Copy all lines below containing "screenshot".
** START Supplied material **
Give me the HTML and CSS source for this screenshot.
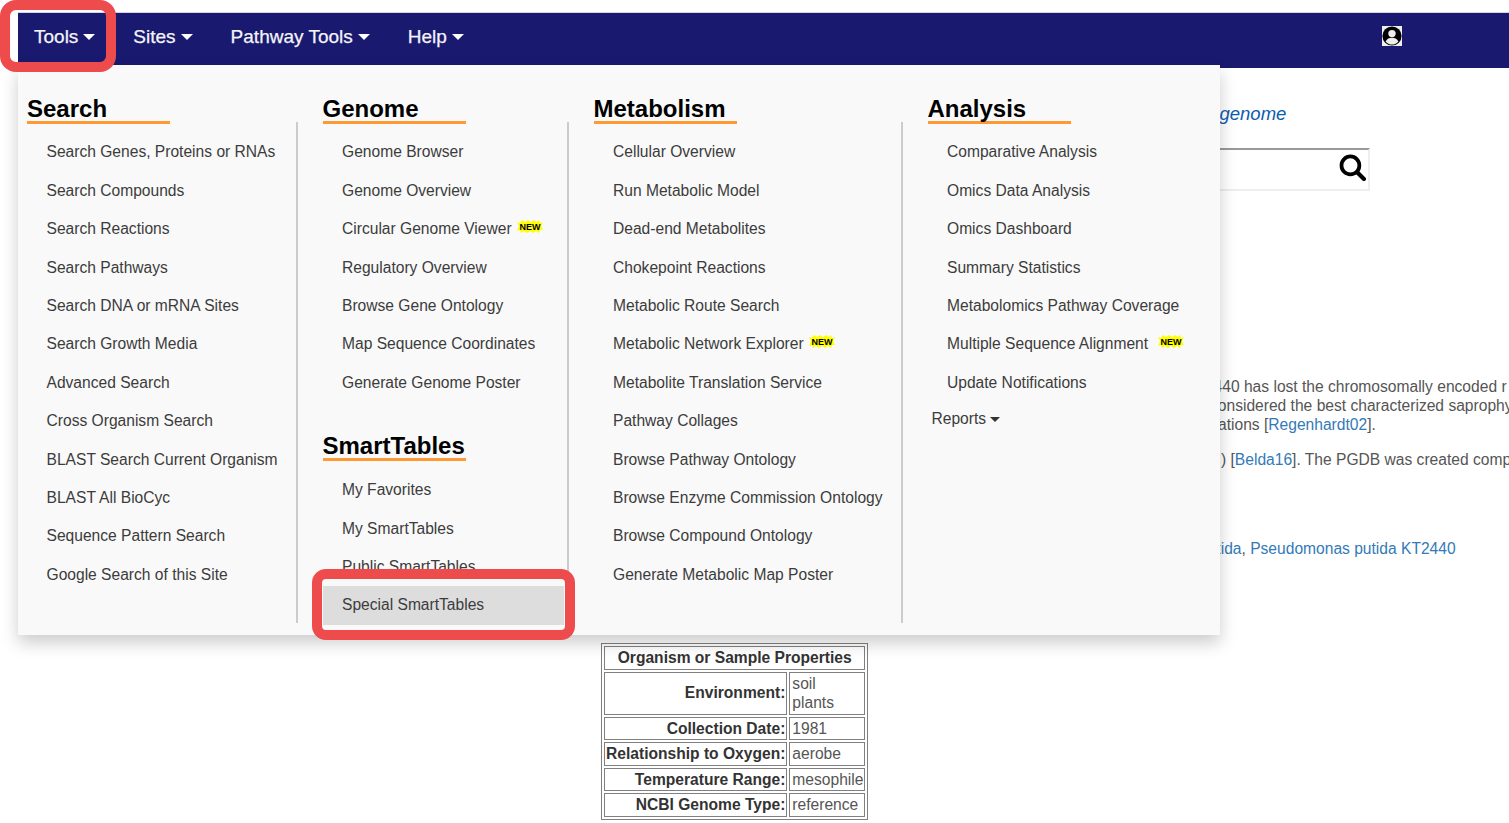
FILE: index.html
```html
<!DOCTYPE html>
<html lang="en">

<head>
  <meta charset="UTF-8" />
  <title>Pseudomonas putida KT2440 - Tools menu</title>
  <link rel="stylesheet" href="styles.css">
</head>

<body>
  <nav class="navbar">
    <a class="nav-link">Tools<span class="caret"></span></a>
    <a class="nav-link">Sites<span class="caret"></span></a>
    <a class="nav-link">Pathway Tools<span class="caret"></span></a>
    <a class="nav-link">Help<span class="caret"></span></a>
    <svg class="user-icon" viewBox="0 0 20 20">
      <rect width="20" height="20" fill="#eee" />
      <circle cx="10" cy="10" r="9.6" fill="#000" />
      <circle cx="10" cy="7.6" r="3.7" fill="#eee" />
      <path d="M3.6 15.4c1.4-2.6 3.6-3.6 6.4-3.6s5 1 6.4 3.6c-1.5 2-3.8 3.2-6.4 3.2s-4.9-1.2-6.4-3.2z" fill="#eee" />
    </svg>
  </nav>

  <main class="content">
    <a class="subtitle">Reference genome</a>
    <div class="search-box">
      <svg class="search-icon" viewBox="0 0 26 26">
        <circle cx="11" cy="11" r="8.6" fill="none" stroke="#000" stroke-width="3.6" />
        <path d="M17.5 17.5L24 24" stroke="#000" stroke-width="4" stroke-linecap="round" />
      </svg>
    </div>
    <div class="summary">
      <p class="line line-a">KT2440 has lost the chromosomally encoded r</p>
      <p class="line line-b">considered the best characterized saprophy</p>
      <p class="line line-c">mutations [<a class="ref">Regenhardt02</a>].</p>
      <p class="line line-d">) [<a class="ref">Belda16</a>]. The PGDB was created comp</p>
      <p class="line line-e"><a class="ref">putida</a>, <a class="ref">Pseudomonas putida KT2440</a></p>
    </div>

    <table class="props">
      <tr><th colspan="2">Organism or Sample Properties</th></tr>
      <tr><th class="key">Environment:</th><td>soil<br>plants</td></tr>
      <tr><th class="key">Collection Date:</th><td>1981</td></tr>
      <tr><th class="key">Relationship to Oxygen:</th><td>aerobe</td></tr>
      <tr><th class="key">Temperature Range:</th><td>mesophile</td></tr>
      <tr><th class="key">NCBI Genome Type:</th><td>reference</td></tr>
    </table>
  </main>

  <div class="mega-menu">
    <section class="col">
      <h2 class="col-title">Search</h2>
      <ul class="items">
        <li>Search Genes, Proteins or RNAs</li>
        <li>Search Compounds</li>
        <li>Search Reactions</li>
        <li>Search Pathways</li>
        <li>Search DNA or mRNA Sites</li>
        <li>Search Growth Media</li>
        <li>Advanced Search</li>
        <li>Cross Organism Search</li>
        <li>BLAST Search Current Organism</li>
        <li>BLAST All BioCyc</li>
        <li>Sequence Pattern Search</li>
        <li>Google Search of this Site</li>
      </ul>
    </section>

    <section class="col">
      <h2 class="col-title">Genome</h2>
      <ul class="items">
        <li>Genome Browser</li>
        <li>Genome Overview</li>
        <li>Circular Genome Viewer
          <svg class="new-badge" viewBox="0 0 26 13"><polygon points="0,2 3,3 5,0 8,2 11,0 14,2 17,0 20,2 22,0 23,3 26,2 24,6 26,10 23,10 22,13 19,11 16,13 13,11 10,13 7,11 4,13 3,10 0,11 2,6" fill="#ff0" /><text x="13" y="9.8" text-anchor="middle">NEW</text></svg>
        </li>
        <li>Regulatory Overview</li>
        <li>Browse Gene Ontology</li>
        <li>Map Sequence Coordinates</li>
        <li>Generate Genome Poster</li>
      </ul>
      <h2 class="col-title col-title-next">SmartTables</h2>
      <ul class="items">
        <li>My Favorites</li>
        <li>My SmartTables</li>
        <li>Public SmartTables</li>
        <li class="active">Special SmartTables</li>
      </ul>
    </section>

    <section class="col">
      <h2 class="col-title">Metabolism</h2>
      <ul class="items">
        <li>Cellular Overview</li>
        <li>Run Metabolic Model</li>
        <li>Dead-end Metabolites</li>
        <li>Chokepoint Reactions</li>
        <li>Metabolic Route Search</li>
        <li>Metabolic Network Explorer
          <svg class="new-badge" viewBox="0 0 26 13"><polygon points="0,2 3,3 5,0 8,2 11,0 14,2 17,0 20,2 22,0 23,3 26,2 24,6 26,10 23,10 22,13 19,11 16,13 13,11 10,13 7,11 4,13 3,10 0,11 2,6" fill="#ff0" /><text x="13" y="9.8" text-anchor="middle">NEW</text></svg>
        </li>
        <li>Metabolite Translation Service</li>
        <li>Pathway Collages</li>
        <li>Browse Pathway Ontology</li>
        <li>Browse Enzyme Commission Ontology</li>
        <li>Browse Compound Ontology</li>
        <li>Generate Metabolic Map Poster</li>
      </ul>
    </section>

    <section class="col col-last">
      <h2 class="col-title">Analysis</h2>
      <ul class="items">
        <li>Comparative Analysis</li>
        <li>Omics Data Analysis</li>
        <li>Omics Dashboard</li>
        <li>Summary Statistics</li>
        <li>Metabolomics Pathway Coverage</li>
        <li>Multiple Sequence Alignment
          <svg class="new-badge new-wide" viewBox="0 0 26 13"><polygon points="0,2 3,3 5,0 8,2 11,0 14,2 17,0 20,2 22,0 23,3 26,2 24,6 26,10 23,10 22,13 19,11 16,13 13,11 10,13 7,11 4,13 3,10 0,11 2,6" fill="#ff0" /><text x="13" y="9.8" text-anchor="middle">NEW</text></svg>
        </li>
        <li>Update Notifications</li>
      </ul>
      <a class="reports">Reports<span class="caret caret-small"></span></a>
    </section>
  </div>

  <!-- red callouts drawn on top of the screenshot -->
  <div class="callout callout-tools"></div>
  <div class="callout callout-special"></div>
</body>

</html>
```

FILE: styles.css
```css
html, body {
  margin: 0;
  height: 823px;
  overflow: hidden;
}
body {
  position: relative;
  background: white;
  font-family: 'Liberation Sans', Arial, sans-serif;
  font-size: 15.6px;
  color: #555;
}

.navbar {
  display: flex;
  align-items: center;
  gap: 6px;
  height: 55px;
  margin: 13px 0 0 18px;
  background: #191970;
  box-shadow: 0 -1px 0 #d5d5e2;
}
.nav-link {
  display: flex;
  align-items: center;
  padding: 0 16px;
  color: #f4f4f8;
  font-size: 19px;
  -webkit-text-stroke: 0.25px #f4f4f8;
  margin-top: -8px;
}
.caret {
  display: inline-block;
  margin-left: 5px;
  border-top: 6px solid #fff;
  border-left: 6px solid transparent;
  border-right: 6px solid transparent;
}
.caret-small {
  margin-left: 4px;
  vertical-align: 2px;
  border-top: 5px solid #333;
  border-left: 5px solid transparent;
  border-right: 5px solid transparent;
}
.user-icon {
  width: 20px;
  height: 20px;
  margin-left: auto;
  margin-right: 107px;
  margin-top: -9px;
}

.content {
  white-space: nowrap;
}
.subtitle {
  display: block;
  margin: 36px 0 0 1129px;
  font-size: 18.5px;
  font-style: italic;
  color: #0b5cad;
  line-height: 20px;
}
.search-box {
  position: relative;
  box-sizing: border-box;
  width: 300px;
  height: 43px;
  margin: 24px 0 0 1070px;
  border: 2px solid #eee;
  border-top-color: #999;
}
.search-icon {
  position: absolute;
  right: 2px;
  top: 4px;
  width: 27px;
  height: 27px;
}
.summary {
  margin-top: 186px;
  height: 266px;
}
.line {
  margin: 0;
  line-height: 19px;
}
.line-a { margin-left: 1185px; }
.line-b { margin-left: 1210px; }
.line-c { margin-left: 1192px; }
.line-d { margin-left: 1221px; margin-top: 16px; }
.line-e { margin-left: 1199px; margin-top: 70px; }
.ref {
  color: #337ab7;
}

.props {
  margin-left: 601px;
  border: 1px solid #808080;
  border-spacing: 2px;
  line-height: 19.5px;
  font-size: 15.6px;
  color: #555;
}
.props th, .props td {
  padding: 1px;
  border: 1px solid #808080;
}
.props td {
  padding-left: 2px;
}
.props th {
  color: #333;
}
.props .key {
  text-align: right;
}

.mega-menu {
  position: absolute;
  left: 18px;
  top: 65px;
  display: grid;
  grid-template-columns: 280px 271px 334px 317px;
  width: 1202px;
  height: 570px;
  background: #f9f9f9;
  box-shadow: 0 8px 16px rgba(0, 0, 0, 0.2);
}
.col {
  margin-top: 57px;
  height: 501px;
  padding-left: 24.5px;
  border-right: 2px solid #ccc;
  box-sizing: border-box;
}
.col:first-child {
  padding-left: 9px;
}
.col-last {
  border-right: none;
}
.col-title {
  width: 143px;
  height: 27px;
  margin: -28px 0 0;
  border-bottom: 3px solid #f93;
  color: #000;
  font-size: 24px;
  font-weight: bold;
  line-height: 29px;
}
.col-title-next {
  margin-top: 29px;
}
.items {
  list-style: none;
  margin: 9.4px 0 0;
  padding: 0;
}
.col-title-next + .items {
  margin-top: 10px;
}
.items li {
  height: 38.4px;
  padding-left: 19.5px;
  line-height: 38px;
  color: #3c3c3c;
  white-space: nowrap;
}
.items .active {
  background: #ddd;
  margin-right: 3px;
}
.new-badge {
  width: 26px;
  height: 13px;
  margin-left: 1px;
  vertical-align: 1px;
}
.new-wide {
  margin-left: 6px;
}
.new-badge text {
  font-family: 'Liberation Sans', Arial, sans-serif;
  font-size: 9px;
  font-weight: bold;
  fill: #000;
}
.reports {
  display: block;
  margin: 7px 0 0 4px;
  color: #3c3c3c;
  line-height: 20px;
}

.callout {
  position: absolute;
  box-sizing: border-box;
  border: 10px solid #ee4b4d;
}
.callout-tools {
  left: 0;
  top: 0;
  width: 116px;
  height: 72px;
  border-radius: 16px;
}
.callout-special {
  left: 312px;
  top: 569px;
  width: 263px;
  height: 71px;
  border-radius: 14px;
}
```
** END Supplied material **
### Answer to the task
Give me the HTML and CSS source for this screenshot.
  <!-- red callouts drawn on top of the screenshot -->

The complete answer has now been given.